The engineers company was one of 15 units that combined to face the exercise that presented all the units with a simulated nuclear explosion within a major city in Pennsylvania. In the scenario millions of lives were lost in the initial blast, thousands were injured and many more are missing or trapped in collapsed buildings and transportation hubs.
Wearing full body, protective chemical suits made of thick plastic, the Soldiers rotated through the various scenes to breach obstacles of wood and concrete to reach and retrieve the injured. The work is tedious and physically strenuous for the Soldiers.
“They are on a 45 minute, 15 minute work and rest cycle,” said Sgt. 1st Class Daniel Gibson, operations sergeant for the 526 ECC. “The temperature outside is 60 degreed but closer to 101 degrees inside their suits. It's tough work.”
Battling against time to save lives, the Soldiers worked through long hours of hauling equipment to their needed locations and employing them. Chain saws, steel pry bars, blocks of wood, generators, and hydraulic spreaders commonly called jaws of life were among the equipment used throughout the mission.
“It’s pretty tough,” Gibbons said. “They are constantly hydrating and resting so they’re performance is outstanding. We can’t rescue if we are hurting ourselves.”
The exercise has had the engineers and other units working around the clock for six days to evaluate their performance to successfully meet their mission requirements. Each step of the way is overseen by the observer, controller, trainers and senior U.S. Army North leaders.
According to Maj. Gen.

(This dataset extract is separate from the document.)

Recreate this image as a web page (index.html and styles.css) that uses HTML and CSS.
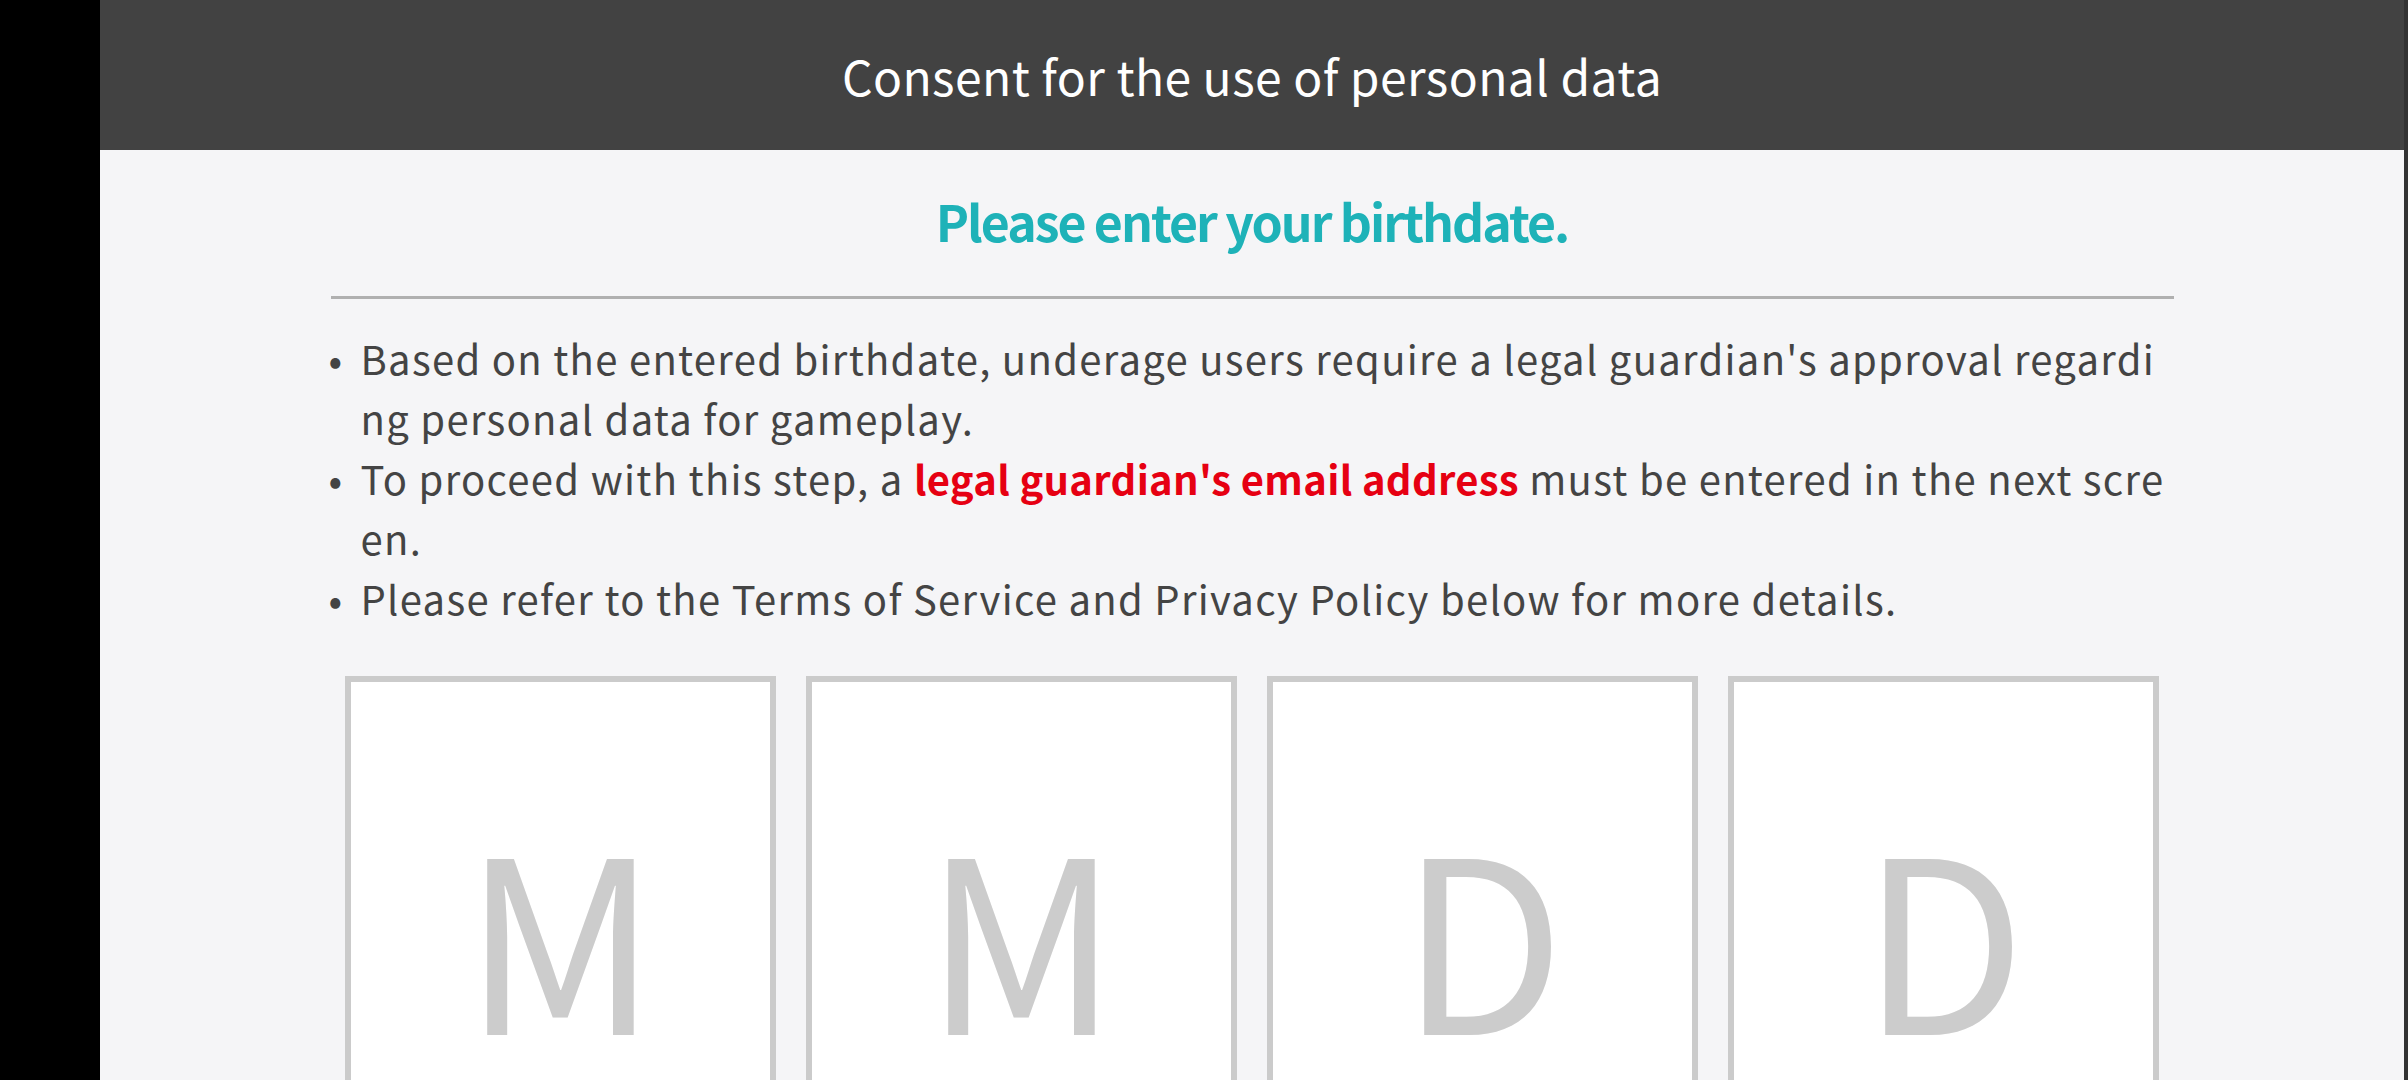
FILE: index.html
```html
<!DOCTYPE html>
<html lang="en">
<head>
<meta charset="utf-8">
<title>Consent for the use of personal data</title>
<link rel="stylesheet" href="styles.css">
</head>
<body>
<div class="app">
  <div class="side-left"></div>
  <main class="panel">
    <header class="topbar">Consent for the use of personal data</header>
    <section class="content">
      <h1 class="subtitle">Please enter your birthdate.</h1>
      <hr class="divider">
      <ul class="notes">
        <li><span class="dot">•</span><span class="txt">Based on the entered birthdate, underage users require a legal guardian's approval regarding personal data for gameplay.</span></li>
        <li><span class="dot">•</span><span class="txt">To proceed with this step, a <strong class="hl">legal guardian's email address</strong> must be entered in the next screen.</span></li>
        <li><span class="dot">•</span><span class="txt">Please refer to the Terms of Service and Privacy Policy below for more details.</span></li>
      </ul>
      <div class="digits">
        <div class="digit">M</div>
        <div class="digit">M</div>
        <div class="digit">D</div>
        <div class="digit">D</div>
      </div>
    </section>
  </main>
  <div class="side-right"></div>
</div>
</body>
</html>
```

FILE: styles.css
```css
html, body {
  margin: 0;
  padding: 0;
  height: 100%;
  overflow: hidden;
  background: #000;
}

body {
  font-family: "Noto Sans CJK JP", "Noto Sans", sans-serif;
}

.app {
  display: flex;
  height: 1080px;
}

.side-left {
  width: 100px;
  flex: none;
  background: #000;
}

.side-right {
  width: 4px;
  flex: none;
  background: #333;
}

.panel {
  flex: 1;
  background: #f5f5f7;
  display: flex;
  flex-direction: column;
  overflow: hidden;
}

.topbar {
  height: 150px;
  line-height: 150px;
  background: #424242;
  color: #fff;
  font-size: 48px;
  letter-spacing: 0.4px;
  text-align: center;
  flex: none;
}

.content {
  width: 1843px;
  margin: 0 auto;
}

.subtitle {
  margin: 31px 0 0;
  font-size: 50px;
  line-height: 78px;
  font-weight: 700;
  letter-spacing: -2px;
  color: #1eb2b8;
  text-align: center;
}

.divider {
  margin: 37px 0 0;
  border: 0;
  height: 3px;
  background: #b0b0b0;
}

.notes {
  list-style: none;
  margin: 29px 0 0;
  padding: 0;
  font-size: 40px;
  line-height: 60px;
  color: #444;
}

.notes li {
  display: flex;
}

.dot {
  flex: none;
  width: 32px;
  margin-left: -2px;
}

.txt {
  width: 1808px;
  word-break: break-all;
  letter-spacing: 1.3px;
}

.hl {
  color: #e60012;
  font-weight: 700;
  letter-spacing: 0.3px;
}

.digits {
  display: flex;
  justify-content: center;
  gap: 30px;
  margin-top: 48px;
}

.digit {
  width: 431px;
  height: 600px;
  box-sizing: border-box;
  border: 6px solid #cbcbcb;
  background: #fff;
  color: #cccccc;
  font-size: 240px;
  line-height: 240px;
  text-align: center;
  padding-top: 129px;
}
```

Jeffrey Van, the commanding general of the Joint Task Force-Civil Command that oversees DCRF, the importance of the exercise is to ensure the next units assigned to the no notice response force are prepared to respond as needed to any kind of chemical, biological, radiological or nuclear attack on U.S. soil.
“These are skills we hope to never have to use,” Van said. “But, we are ready if it does. Inside 24 hours, we are ready to save lives.”